13. The method of claim 8, wherein the steps of folding are accomplished by a plurality of machine carriages.

14. A method of making a flexible container, comprising the steps of: making a plurality of incisions in a sheet of material, wherein the incisions are arranged in pairs, wherein each pair is a line, wherein each line is perpendicular to an edge of the sheet, and wherein at least two lines are parallel; folding a first panel and a second panel of the sheet along each of the lines, wherein the first panel and the second panel are folded to oppose each other; turning in a first flap, a second flap, and a third flap on each of two sides of the sheet to close each of the two sides, wherein each first flap is disposed on the first panel, wherein each second flap is disposed on the second panel, and wherein each third flap is disposed on a bottom panel, the bottom panel disposed on the sheet and defined between the at least two lines that are parallel; seaming the first flap to at least one of the second flap and the third flap.

15. The method of claim 14, wherein the plurality of incisions includes four incisions, wherein the four incisions define a first pair and a second pair, wherein a first line is defined by the first pair of incisions, and wherein a second line is defined by the second pair of incisions.

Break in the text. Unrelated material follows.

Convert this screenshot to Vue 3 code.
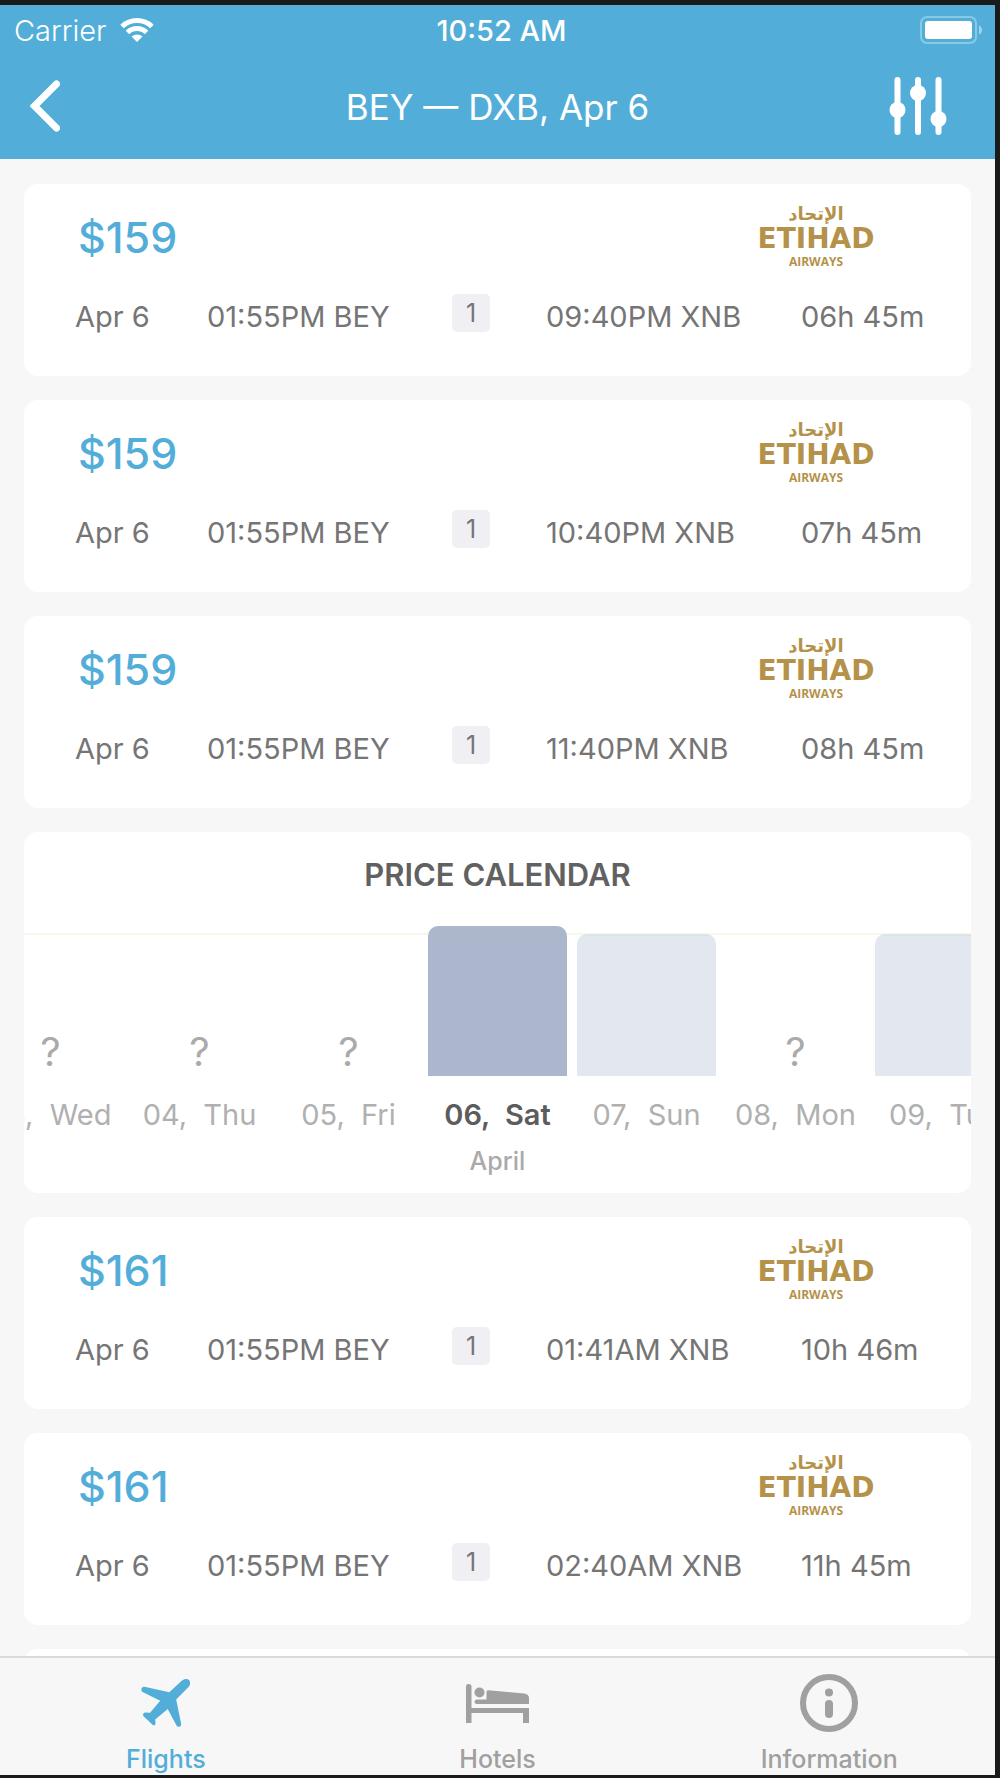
<script setup>
import { ref } from 'vue'

const flightsBefore = [
  { price: '$159', arrive: '09:40PM XNB', duration: '06h 45m' },
  { price: '$159', arrive: '10:40PM XNB', duration: '07h 45m' },
  { price: '$159', arrive: '11:40PM XNB', duration: '08h 45m' },
]
const flightsAfter = [
  { price: '$161', arrive: '01:41AM XNB', duration: '10h 46m' },
  { price: '$161', arrive: '02:40AM XNB', duration: '11h 45m' },
]
const sections = [
  { id: 'before', flights: flightsBefore },
  { id: 'calendar', flights: [] },
  { id: 'after', flights: flightsAfter },
]

const selected = ref('06')
const days = [
  { date: '03', name: 'Wed', height: 0 },
  { date: '04', name: 'Thu', height: 0 },
  { date: '05', name: 'Fri', height: 0 },
  { date: '06', name: 'Sat', height: 150 },
  { date: '07', name: 'Sun', height: 142 },
  { date: '08', name: 'Mon', height: 0 },
  { date: '09', name: 'Tue', height: 142 },
]
</script>

<template>
  <div class="screen">
    <header class="header">
      <div class="status">
        <div class="carrier">
          <span>Carrier</span>
          <svg width="34" height="24" viewBox="0 0 34 24" aria-hidden="true">
            <g fill="none" stroke="#fff" stroke-width="5">
              <path d="M2 8.500A22 22 0 0 1 32 8.500" />
              <path d="M7.500 14.500A13.500 13.500 0 0 1 26.500 14.500" />
            </g>
            <path d="M17 24L11.500 18.600A8 8 0 0 1 22.500 18.600Z" fill="#fff" />
          </svg>
        </div>
        <time class="clock">10:52 AM</time>
        <svg class="battery" width="63" height="28" viewBox="0 0 63 28" aria-hidden="true">
          <rect x="1" y="1" width="55" height="26" rx="6" fill="none" stroke="#86cae6" stroke-width="2" />
          <rect x="5" y="5" width="47" height="18" rx="3" fill="#fff" />
          <path d="M59 9.500Q62 11 62 14T59 18.500Z" fill="#9fd5eb" />
        </svg>
      </div>
      <div class="nav">
        <button class="icon-button" type="button" aria-label="Back">
          <svg width="30" height="52" viewBox="0 0 30 52">
            <path d="M26.500 4L4.500 26L26.500 48" fill="none" stroke="#fff" stroke-width="7" stroke-linecap="round" />
          </svg>
        </button>
        <h1>BEY — DXB, Apr 6</h1>
        <button class="icon-button filters" type="button" aria-label="Filters">
          <svg width="58" height="58" viewBox="0 0 58 58">
            <path d="M8.500 3V55M29 3V55M49.500 3V55" stroke="#fff" stroke-width="6" stroke-linecap="round" />
            <g fill="#fff">
              <circle cx="8.500" cy="33" r="8" />
              <circle cx="29" cy="16" r="8" />
              <circle cx="49.500" cy="42" r="8" />
            </g>
          </svg>
        </button>
      </div>
    </header>

    <main class="list">
      <template v-for="section in sections" :key="section.id">
        <section v-if="section.id === 'calendar'" class="card calendar">
          <h2>PRICE CALENDAR</h2>
          <div class="days">
            <button
              v-for="day in days"
              :key="day.date"
              type="button"
              class="day"
              :class="{ selected: day.date === selected }"
              @click="selected = day.date"
            >
              <span class="plot">
                <span v-if="day.height" class="bar" :style="{ height: day.height + 'px' }"></span>
                <span v-else class="unknown">?</span>
              </span>
              <span class="label">{{ day.date }},&nbsp; {{ day.name }}</span>
            </button>
          </div>
          <p class="month">April</p>
        </section>
        <article v-for="(flight, i) in section.flights" :key="i" class="card flight">
          <div class="summary">
            <strong class="price">{{ flight.price }}</strong>
            <div class="logo">
              <span class="logo-arabic" lang="ar" dir="rtl">الإتحاد</span>
              <span class="logo-name">ETIHAD</span>
              <span class="logo-sub">AIRWAYS</span>
            </div>
          </div>
          <div class="details">
            <span>Apr 6</span>
            <span>01:55PM BEY</span>
            <span class="stops">1</span>
            <span>{{ flight.arrive }}</span>
            <span>{{ flight.duration }}</span>
          </div>
        </article>
      </template>
      <article class="card flight"></article>
    </main>

    <nav class="tabs">
      <a href="#flights" class="tab active">
        <svg width="50" height="60" viewBox="0 0 50 60">
          <path d="M28.300 19.300L40.700 7.700C43.500 5.500 46.500 5.500 48 7C49.500 8.500 49.500 11 48 13.500L35.200 26.500L40.200 51Q40.300 53 38.500 53.700Q36.500 54.300 35.500 52.500L26.700 36L14.200 46.500L14.500 50.500Q14 53.300 11.800 52L2.300 43Q1.300 39.500 4.500 39.500L9 39.800L19.200 27.800L1 18.700Q0 17.500 .5 15.500Q1.200 13.500 3.500 13.800Z" fill="currentColor" />
        </svg>
        <span>Flights</span>
      </a>
      <a href="#hotels" class="tab">
        <svg width="64" height="60" viewBox="0 0 64 60" fill="currentColor">
          <path d="M0 13.500Q0 11 2.500 11Q5.500 11 5.500 13.500V35H63V50H57V40H5.500V50H0Z" />
          <circle cx="13.500" cy="19.500" r="5" />
          <path d="M20.500 19Q20.500 17 22.500 17.200L58 20.500Q63 21 63 25V31H11Q8.500 31 8.500 28.700Q8.500 26.500 11 26.500H20.500Z" />
        </svg>
        <span>Hotels</span>
      </a>
      <a href="#information" class="tab">
        <svg width="60" height="60" viewBox="0 0 60 60" fill="currentColor">
          <circle cx="30" cy="30" r="26" fill="none" stroke="currentColor" stroke-width="6" />
          <circle cx="30" cy="19.500" r="4" />
          <rect x="26" y="27" width="8" height="18" rx="4" />
        </svg>
        <span>Information</span>
      </a>
    </nav>
  </div>
</template>

<style>
body {
  background: #1a1a1a;
}
</style>

<style scoped>
* {
  box-sizing: border-box;
}
.screen {
  display: flex;
  flex-direction: column;
  height: 100vh;
  border: solid #1a1a1a;
  border-width: 5px 5px 3px 0;
  background: #f7f7f7;
  color: #757575;
  font-family: Inter, 'Liberation Sans', sans-serif;
  font-size: 29px;
}
h1,
h2,
p {
  margin: 0;
}
button {
  padding: 0;
  border: 0;
  background: none;
  color: inherit;
  font: inherit;
}
svg {
  display: block;
}
.header {
  flex: none;
  background: #52aed9;
  color: #fff;
}
.status,
.nav {
  display: grid;
  grid-template-columns: 1fr auto 1fr;
  align-items: center;
}
.status {
  height: 50px;
  padding: 0 12px 0 14px;
}
.carrier {
  display: flex;
  align-items: center;
  gap: 14px;
  font-weight: 300;
}
.clock {
  padding-left: 6px;
  font-weight: 500;
}
.battery {
  justify-self: end;
}
.nav {
  height: 104px;
  padding: 0 30px;
}
.nav h1 {
  font-size: 35px;
  font-weight: 400;
}
.icon-button {
  justify-self: start;
  margin-bottom: 3px;
}
.filters {
  justify-self: end;
  margin-right: 18px;
}
.list {
  display: flex;
  flex: 1;
  flex-direction: column;
  gap: 24px;
  min-height: 0;
  padding: 25px 24px 0;
  overflow: hidden;
}
.card {
  flex: none;
  border-radius: 14px;
  background: #fff;
}
.flight {
  min-height: 192px;
  padding: 23px 51px 36px;
}
.summary {
  display: flex;
  align-items: center;
  justify-content: space-between;
  height: 60px;
}
.price {
  padding-left: 3px;
  color: #52aed9;
  font-size: 43px;
  font-weight: 500;
  line-height: 52px;
}
.logo {
  display: flex;
  flex-direction: column;
  align-items: center;
  width: 122px;
  margin-right: 43px;
  color: #b5924a;
  font-family: 'DejaVu Sans', sans-serif;
  font-weight: 700;
}
.logo-arabic {
  font-size: 18px;
  line-height: 22px;
}
.logo-name {
  font-size: 28px;
  line-height: 28px;
}
.logo-sub {
  font-family: 'Open Sans', sans-serif;
  font-size: 12px;
  line-height: 18px;
}
.details {
  display: grid;
  grid-template-columns:
    minmax(0, 132fr) minmax(0, 245fr) minmax(0, 94fr)
    minmax(0, 255fr) minmax(0, 119fr);
  margin-top: 27px;
  line-height: 46px;
  white-space: nowrap;
}
.stops {
  width: 38px;
  height: 38px;
  border-radius: 5px;
  background: #efeff4;
  font-size: 25px;
  line-height: 38px;
  text-align: center;
}
.calendar {
  height: 361px;
  overflow: hidden;
}
.calendar h2 {
  color: #616161;
  font-size: 31px;
  font-weight: 600;
  line-height: 86px;
  text-align: center;
}
.days {
  display: flex;
  justify-content: center;
}
.day {
  flex: none;
  width: 149px;
  color: #b0b0b0;
}
.plot {
  display: flex;
  align-items: flex-end;
  justify-content: center;
  height: 158px;
  background: linear-gradient(#f4f9ea, #f4f9ea) 0 15px / 100% 2px no-repeat;
}
.bar {
  width: 139px;
  border-radius: 10px 10px 0 0;
  background: linear-gradient(#dbe5e6 2px, #e3e7ef 2px);
}
.unknown {
  color: #aaa;
  font-size: 40px;
  line-height: 48px;
}
.label {
  display: block;
  line-height: 78px;
  white-space: nowrap;
}
.selected .bar {
  background: linear-gradient(#acb6cc 8px, #abb8c6 8px, #abb8c6 10px, #acb6cc 10px);
}
.selected .label {
  color: #5c5c5c;
  font-weight: 600;
}
.month {
  color: #aaa;
  font-size: 25px;
  font-weight: 500;
  line-height: 14px;
  text-align: center;
}
.tabs {
  display: flex;
  flex: none;
  height: 119px;
  border-top: 2px solid #dadada;
  background: #f7f7f7;
}
.tab {
  display: flex;
  flex: 1 1 0;
  flex-direction: column;
  align-items: center;
  gap: 11px;
  padding-top: 15px;
  color: #a0a0a0;
  font-size: 25px;
  font-weight: 500;
  line-height: 30px;
  text-decoration: none;
}
.active {
  color: #52aed9;
}
</style>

16. The method of claim 14, wherein the step of turning is accomplished by at least one carriage that is operably connected to a machine.

17. The method of claim 14, further comprising the step of removing the sheet of material from a roll.

18. The method of claim 14, wherein the step of seaming includes at least one of depositing at least one bead of adhesive, sewing, and riveting.

19. The method of claim 14, wherein the sheet of material is made of Tyvek®.

20. The method of claim 14, further comprising the step of attaching at least one handle to the first panel.